Bahan Pangan Murah Bisakah?

Oleh Aisyah Yusuf

 (Pendidik Generasi dan Aktivis Subang)

 

“Bagai pungguk merindukan bulan” artinya mengharap sesuatu yang suli sekali terwujud. Peribahasa tersebut menggambarkan bagaimana kondisi hari ini. Dulu, lima tahun lalu kita mendapatkan janji-janji gombal dari para calon pemimpin akan mendapatkan harga BBM yang tidak, tidak akan adanya impor beras dan bahan-bahan pokok lainnya, kemudian juga akan mendapatkan bahan pangan yang murah, dan berbagai kesejahteraan lainnya. Namun, itu semua hanya menjadi ilusi saja. Buktinya, tak lama dari pengangkatan pimpinan pun BBM mengalami kenaikan secara sembunyi-sembunyi, dan impor bahan pangan pun tak bisa dielakkan lagi.

Begitupun dengan kondisi hari ini, kenaikan bahan pangan terus mengalami kelonjakan. Mulai dari harga beras, cabe merah, cabe rawit hingga gula. Misalnya saja, di pasar Inpres dan pasar Pamanukan Subang, terjadi kenaikan harga beras mencapai 10% – 20% dibanding sebelumnya. Beras premium dijual Rp 325ribu/25kg, naik dari sebelumnya Rp 320ribu, sementara beras medium menjadi Rp 310ribu/25 kg dari Rp 290 ribu sebelumnya. Kenaikan ini terjadi akibat menipisnya stock gabah. Selain itu, kenaikan pun terjadi pada harga cabai rawit merah, yakni Rp 120ribu/kilogram. Kemudian juga pada gula pasir, dari yang sebelumnya Rp 15.000/kg menjadi Rp 16.500/kg. (mediaindonesia.com 24/11/2023)

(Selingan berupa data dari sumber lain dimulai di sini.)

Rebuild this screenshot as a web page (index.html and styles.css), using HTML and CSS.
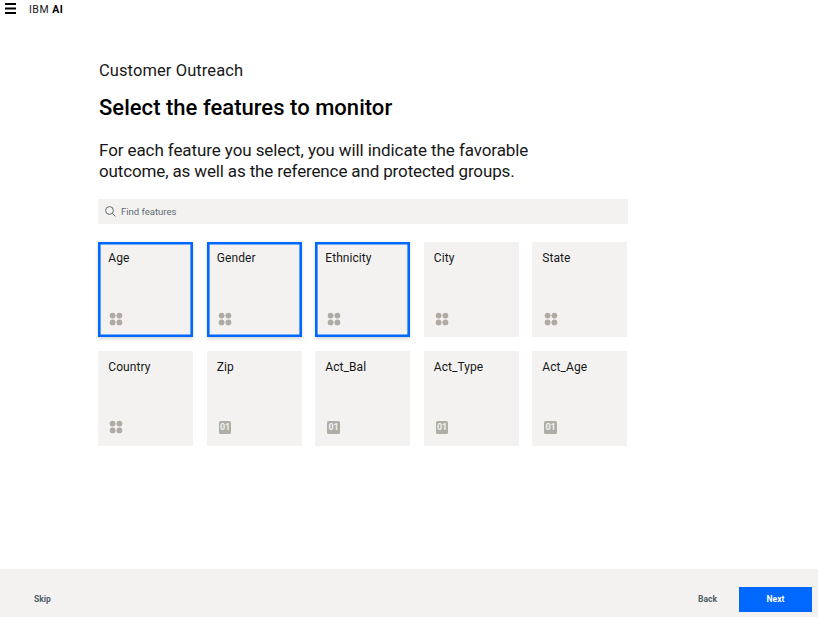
FILE: index.html
```html
<!DOCTYPE html>
<html lang="en">
<head>
<meta charset="utf-8">
<title>IBM AI</title>
<link rel="stylesheet" href="styles.css">
</head>
<body>
<svg width="0" height="0" class="defs" aria-hidden="true">
  <symbol id="dots" viewBox="0 0 14 14"><circle cx="3.6" cy="3.6" r="2.9"/><circle cx="10.4" cy="3.6" r="2.9"/><circle cx="3.6" cy="10.4" r="2.9"/><circle cx="10.4" cy="10.4" r="2.9"/></symbol>
</svg>
<header class="topbar">
  <svg class="menu" viewBox="0 0 11 11"><path d="M0 0h11v2H0zM0 4.5h11v2H0zM0 9h11v2H0z"/></svg>
  <span class="brand">IBM <b>AI</b></span>
</header>
<main class="content">
  <p class="project">Customer Outreach</p>
  <h1 class="title">Select the features to monitor</h1>
  <p class="intro"><span class="lead">For each feature you select, you will indicate the favorable</span><br>outcome, as well as the reference and protected groups.</p>
  <div class="search">
    <svg viewBox="0 0 11 11"><circle cx="4.5" cy="4.5" r="3.9"/><path d="M7.4 7.4L10.4 10.4"/></svg>
    <span>Find features</span>
  </div>
  <div class="grid">
    <div class="card selected"><span>Age</span><svg class="dots"><use href="#dots"/></svg></div>
    <div class="card selected"><span>Gender</span><svg class="dots"><use href="#dots"/></svg></div>
    <div class="card selected"><span>Ethnicity</span><svg class="dots"><use href="#dots"/></svg></div>
    <div class="card"><span>City</span><svg class="dots"><use href="#dots"/></svg></div>
    <div class="card"><span>State</span><svg class="dots"><use href="#dots"/></svg></div>
    <div class="card"><span>Country</span><svg class="dots"><use href="#dots"/></svg></div>
    <div class="card"><span>Zip</span><i class="num">01</i></div>
    <div class="card"><span>Act_Bal</span><i class="num">01</i></div>
    <div class="card"><span>Act_Type</span><i class="num">01</i></div>
    <div class="card"><span>Act_Age</span><i class="num">01</i></div>
  </div>
</main>
<footer class="footer">
  <span class="skip">Skip</span>
  <span class="back">Back</span>
  <span class="next">Next</span>
</footer>
</body>
</html>
```

FILE: styles.css
```css
* { box-sizing: border-box; }
body {
  margin: 0;
  height: 617px;
  overflow: hidden;
  display: flex;
  flex-direction: column;
  background: #fff;
  color: #171717;
  font-family: Roboto, "Open Sans", sans-serif;
}
.defs { position: absolute; }
.topbar { height: 20px; display: flex; align-items: flex-start; padding: 3px 5px; gap: 13px; }
.menu { width: 11px; height: 11px; fill: #000; }
.brand { padding-top: 1px; font-size: 10.5px; line-height: 12px; letter-spacing: .5px; color: #171717; }
.brand b { color: #000; }
.content { flex: 1; width: 530px; margin-left: 98px; padding-top: 40px; }
.project { margin: 0 1px; font-size: 16.5px; line-height: 22px; letter-spacing: .09px; }
.title { margin: 12px 1px 0; font-size: 22px; line-height: 28px; font-weight: 500; letter-spacing: .03px; color: #000; }
.intro { margin: 18px 1px 0; font-size: 17px; line-height: 21px; letter-spacing: -.14px; white-space: nowrap; }
.lead { letter-spacing: -.09px; }
.search {
  margin-top: 17px;
  height: 25px;
  display: flex;
  align-items: center;
  gap: 5px;
  padding-left: 7px;
  background: #f3f2f1;
  color: #5f6b73;
  font-size: 9.5px;
}
.search svg { width: 11px; height: 11px; fill: none; stroke: #5f6b73; stroke-width: 1; }
.grid {
  margin-top: 18px;
  display: grid;
  grid-template-columns: repeat(5, 95.4px);
  grid-auto-rows: 95px;
  column-gap: 13.13px;
  row-gap: 13.6px;
}
.card {
  display: flex;
  flex-direction: column;
  align-items: flex-start;
  justify-content: space-between;
  padding: 9px 10.3px 11.5px;
  background: #f3f2f1;
  font-size: 12px;
  line-height: 15px;
  letter-spacing: .06px;
}
.selected { box-shadow: inset 0 0 0 2.6px #0068ff, 0 2px 3px rgba(0,0,0,.16); }
.dots { width: 14px; height: 14px; margin-left: 1.2px; fill: #afaaa3; }
.num {
  width: 12.5px; height: 12.5px; margin: 0 0 .5px 2px;
  border-radius: 1.5px; background: #afaea6; color: #f3f2f1;
  font: 700 9px/12.5px Roboto, sans-serif; letter-spacing: 0; text-align: center;
}
.footer {
  height: 48px;
  display: flex;
  align-items: center;
  padding: 12px 6px 0 34px;
  background: #f3f2f1;
  color: #4f5d66;
  font-size: 8.5px;
  font-weight: 700;
}
.back { margin-left: auto; margin-right: 22px; }
.next {
  width: 73px; height: 25px;
  display: flex; align-items: center; justify-content: center;
  background: #0068ff; color: #fff;
}
```
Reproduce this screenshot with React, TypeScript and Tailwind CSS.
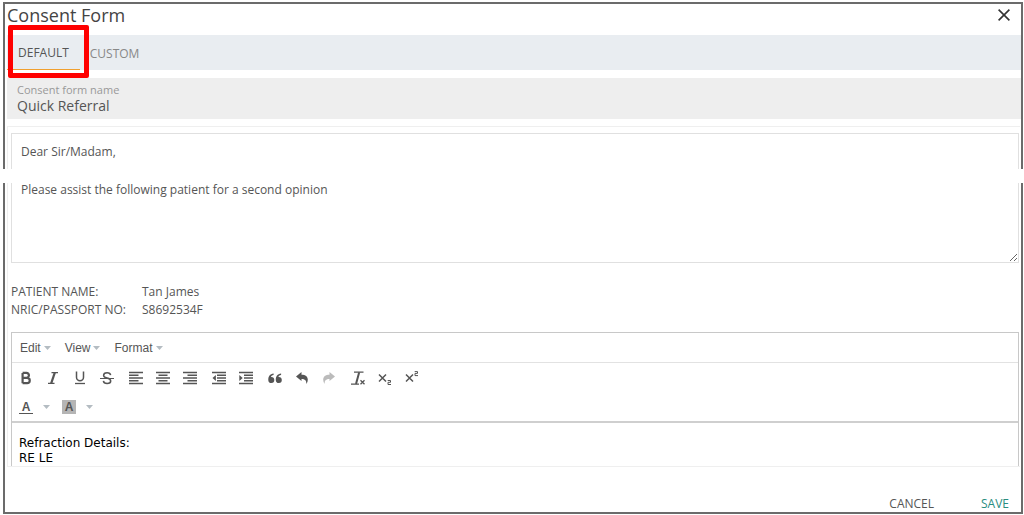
import type { ReactNode } from "react";

const menus = ["Edit", "View", "Format"];

function Caret() {
  return (
    <svg className="h-1 w-[7px] shrink-0" viewBox="0 0 7 4" fill="#b4bcc2">
      <path d="M0 0h7L3.5 4z" />
    </svg>
  );
}

function Icon({ children }: { children: ReactNode }) {
  return (
    <svg
      className="h-3.5 w-3.5"
      viewBox="0 0 14 14"
      fill="none"
      stroke="currentColor"
      strokeWidth="1.5"
    >
      {children}
    </svg>
  );
}

const groups: { label: string; muted?: boolean; icon: ReactNode }[][] = [
  [
    {
      label: "Bold",
      icon: (
        <path
          strokeWidth="2.2"
          d="M3.6 1.900v10.400M3.6 1.900h3.900a2.400 2.400 0 0 1 0 4.900H3.600M3.600 6.900h4.500a2.600 2.600 0 0 1 0 5.300H3.600"
        />
      ),
    },
    {
      label: "Italic",
      icon: (
        <>
          <path strokeWidth="1.2" d="M5.5 1.6h6.5M2 12.4h6.5" />
          <path strokeWidth="2.200" d="M8.8 1.6L5.2 12.4" />
        </>
      ),
    },
    {
      label: "Underline",
      icon: (
        <>
          <path d="M3.5 .5v5.800a3.5 3.5 0 0 0 7 0V.5" />
          <path strokeWidth="1.3" d="M2 12.500h10" />
        </>
      ),
    },
    {
      label: "Strikethrough",
      icon: (
        <>
          <path d="M10.6 4.2C10.4 2.6 9 1.8 7.1 1.8 5 1.8 3.6 2.8 3.6 4.4c0 1.700 1.600 2.200 3.500 2.700 2 .5 3.600 1 3.600 2.800 0 1.600-1.500 2.500-3.600 2.500-2.100 0-3.500-.9-3.700-2.600" />
          <path strokeWidth="1" d="M0 7.500h14" />
        </>
      ),
    },
  ],
  [
    {
      label: "Align left",
      icon: <path strokeWidth="1.700" d="M0 1.500h14M0 4.250h9.500M0 7h14M0 9.750h9.500M0 12.500h14" />,
    },
    {
      label: "Align center",
      icon: <path strokeWidth="1.700" d="M0 1.500h14M2.500 4.250h9M0 7h14M2.500 9.750h9M0 12.500h14" />,
    },
    {
      label: "Align right",
      icon: <path strokeWidth="1.700" d="M0 1.500h14M4.500 4.250h9.500M0 7h14M4.500 9.750h9.500M0 12.500h14" />,
    },
  ],
  [
    {
      label: "Decrease indent",
      icon: (
        <>
          <path strokeWidth="1.700" d="M0 1.500h14M5 4.250h9M5 7h9M5 9.750h9M0 12.500h14" />
          <path d="M3.900 4v6L.5 7z" fill="currentColor" stroke="none" />
        </>
      ),
    },
    {
      label: "Increase indent",
      icon: (
        <>
          <path strokeWidth="1.700" d="M0 1.500h14M5 4.250h9M5 7h9M5 9.750h9M0 12.500h14" />
          <path d="M.3 4v6L3.700 7z" fill="currentColor" stroke="none" />
        </>
      ),
    },
  ],
  [
    {
      label: "Blockquote",
      icon: (
        <g fill="currentColor" stroke="none">
          <path d="M3.300 6a3 3 0 1 1-3 3.200C.1 5.500 2 3 5.600 2.600v1.500C3.900 4.500 3.200 5.100 2.900 6z" />
          <path d="M10.800 6a3 3 0 1 1-3 3.200C7.600 5.500 9.500 3 13.100 2.600v1.500c-1.700.4-2.400 1-2.700 1.900z" />
        </g>
      ),
    },
    {
      label: "Undo",
      icon: (
        <path
          fill="currentColor"
          stroke="none"
          d="M1 5.500L6.500 1v2.800c4 0 6.300 1.900 6.300 5 0 1.500-.5 2.900-1.500 4.200.3-3.600-1.300-5-4.800-5V10z"
        />
      ),
    },
    {
      label: "Redo",
      muted: true,
      icon: (
        <path
          fill="currentColor"
          stroke="none"
          d="M13 5.500L7.500 1v2.800c-4 0-6.300 1.900-6.300 5 0 1.500.5 2.900 1.500 4.200-.3-3.600 1.300-5 4.800-5V10z"
        />
      ),
    },
  ],
  [
    {
      label: "Clear formatting",
      icon: (
        <>
          <path strokeWidth="1.300" d="M3 1.200h9.500M0 13.200h8M9.500 9.300l4 4M13.500 9.300l-4 4" />
          <path strokeWidth="2" d="M8.200 1.200L5 13" />
        </>
      ),
    },
    {
      label: "Subscript",
      icon: (
        <>
          <path d="M1 3.500l7 7M8 3.500l-7 7" />
          <path strokeWidth="1" d="M9.700 9.500h2.800v1.800H10v2.200h3" />
        </>
      ),
    },
    {
      label: "Superscript",
      icon: (
        <>
          <path d="M1 3.500l7 7M8 3.500l-7 7" />
          <path strokeWidth="1" d="M9.700.600h2.800v1.800H10v2.200h3" />
        </>
      ),
    },
  ],
];

function Editor() {
  return (
    <div className="mt-[13px] border border-[#c8c8c8] font-['Liberation_Sans',sans-serif] text-[#555]">
      <div className="flex h-[30px] items-center gap-3.5 border-b border-[#e2e2e2] pl-2 text-xs">
        {menus.map((menu) => (
          <button key={menu} className="flex items-center gap-[3px]">
            {menu}
            <Caret />
          </button>
        ))}
      </div>
      <div className="border-b-2 border-[#cfcfcf]">
        <div className="flex h-[30px] items-center gap-0.5">
          {groups.map((group, i) => (
            <div key={i} className="flex">
              {group.map((tool) => (
                <button
                  key={tool.label}
                  aria-label={tool.label}
                  className={
                    tool.muted
                      ? "flex w-[27px] justify-center text-[#bbb]"
                      : "flex w-[27px] justify-center"
                  }
                >
                  <Icon>{tool.icon}</Icon>
                </button>
              ))}
            </div>
          ))}
        </div>
        <div className="flex h-7 items-center gap-3 pl-[7px] text-xs font-bold">
          <button aria-label="Text color" className="flex items-center gap-2.5">
            <span className="h-3.5 w-3.5 border-b border-[#555] text-center leading-3.5">A</span>
            <Caret />
          </button>
          <button aria-label="Background color" className="flex items-center gap-2.5">
            <span className="h-3.5 w-3.5 bg-[#b5b5b5] text-center leading-3.5">A</span>
            <Caret />
          </button>
        </div>
      </div>
      <div className="h-40 px-[7px] pt-[13px] font-['DejaVu_Sans',sans-serif] text-xs leading-[15px] text-black">
        <p>Refraction Details:</p>
        <p>RE LE</p>
      </div>
    </div>
  );
}

export default function App() {
  return (
    <div className="relative h-screen bg-white pt-0.5 pr-px pb-px pl-[3px] font-['Open_Sans',sans-serif] text-xs text-[#555]">
      <div className="flex h-full flex-col border-2 border-[#6b6b6b] pl-0.5">
        <header className="flex h-[31px] shrink-0 items-center justify-between pr-[11px] pb-2.5">
          <h1 className="text-lg leading-5 text-[#444]">Consent Form</h1>
          <button aria-label="Close">
            <svg className="h-3 w-3" viewBox="0 0 12 12" stroke="#333" strokeWidth="1.6">
              <path d="M.6.6l10.800 10.800M11.400.6L.6 11.400" />
            </svg>
          </button>
        </header>

        <nav className="flex h-[35px] shrink-0 bg-[#e9edf1]">
          <button className="border-b border-[#f0a030] px-[11px] pt-0.5">DEFAULT</button>
          <button className="px-2.5 pt-0.5 text-[#888]">CUSTOM</button>
        </nav>

        <div className="mt-2 flex h-[41px] shrink-0 flex-col bg-[#eee] px-2.5 pt-[5px]">
          <label htmlFor="form-name" className="text-[11px] leading-[14px] text-[#999]">
            Consent form name
          </label>
          <input
            id="form-name"
            defaultValue="Quick Referral"
            className="h-[18px] w-full bg-transparent text-sm leading-[18px] outline-none"
          />
        </div>

        <main className="mt-[7px] mr-px min-h-0 flex-1 overflow-hidden border border-r-0 border-[#efefef] pt-1.5 pr-px pl-[3px]">
          <textarea
            aria-label="Message"
            className="block h-[130px] w-full border border-[#e0e0e0] px-[9px] pt-2 leading-[19px] outline-none"
            defaultValue={
              "Dear Sir/Madam,\n\nPlease assist the following patient for a second opinion"
            }
          />
          <dl className="mt-5 grid grid-cols-[131px_1fr] leading-[18px]">
            <dt>PATIENT NAME:</dt>
            <dd>Tan James</dd>
            <dt>NRIC/PASSPORT NO:</dt>
            <dd>S8692534F</dd>
          </dl>
          <Editor />
        </main>

        <footer className="flex h-[45px] shrink-0 items-end justify-end gap-[47px] pr-3">
          <button className="h-4 leading-4">CANCEL</button>
          <button className="h-4 leading-4 text-[#2a8d7f]">SAVE</button>
        </footer>
      </div>

      {/* torn section of the form */}
      <div className="absolute inset-x-0 top-[169px] h-3.5 bg-white" />
      {/* highlight around the active tab */}
      <div className="pointer-events-none absolute top-[25px] left-2 h-[53px] w-[81px] rounded-xs border-5 border-[#f00]" />
    </div>
  );
}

Kenaikan harga bahan pangan itu biasa terjadi jika memasuki natal dan tahun baru, karena banyaknya permintaan. Namun, kondisi saat ini jauh sebelum natal dan tahun baru tiba pun sudah melonjak. Kasus ini tidak lain akibat dihapuskannya subsidi untuk menekan harga pasar. Namun pencabutan subsidi ini dianggap intervensi pemerintah oleh sistem neoliberalisme. Jadi singkatnya, sistem neoliberalisme ini pada dasarnya adalah anti-subsidi, karena neoliberalisme menganggap pelayanan publik harus mengikuti mekanisme pasar, yaitu negara harus menggunakan prinsip untung-rugi dalam penyelenggaraan bisnis publik. Pelayanan publik murni seperti dalam bentuk subsidi dianggap pemborosan dan inefisiensi. (http://id.wikipedia.org).

Subsidi dalam Islam

Islam berbeda dengan sistem neoliberalisme-kapitalisme. Jika Kapitalisme memandang subsidi dari perspekstif intervensi pemerintah atau mekanisme pasar, Islam memandang subsidi dari perspektif syariah, yaitu kapan subsidi boleh dan kapan subsidi wajib dilakukan oleh negara.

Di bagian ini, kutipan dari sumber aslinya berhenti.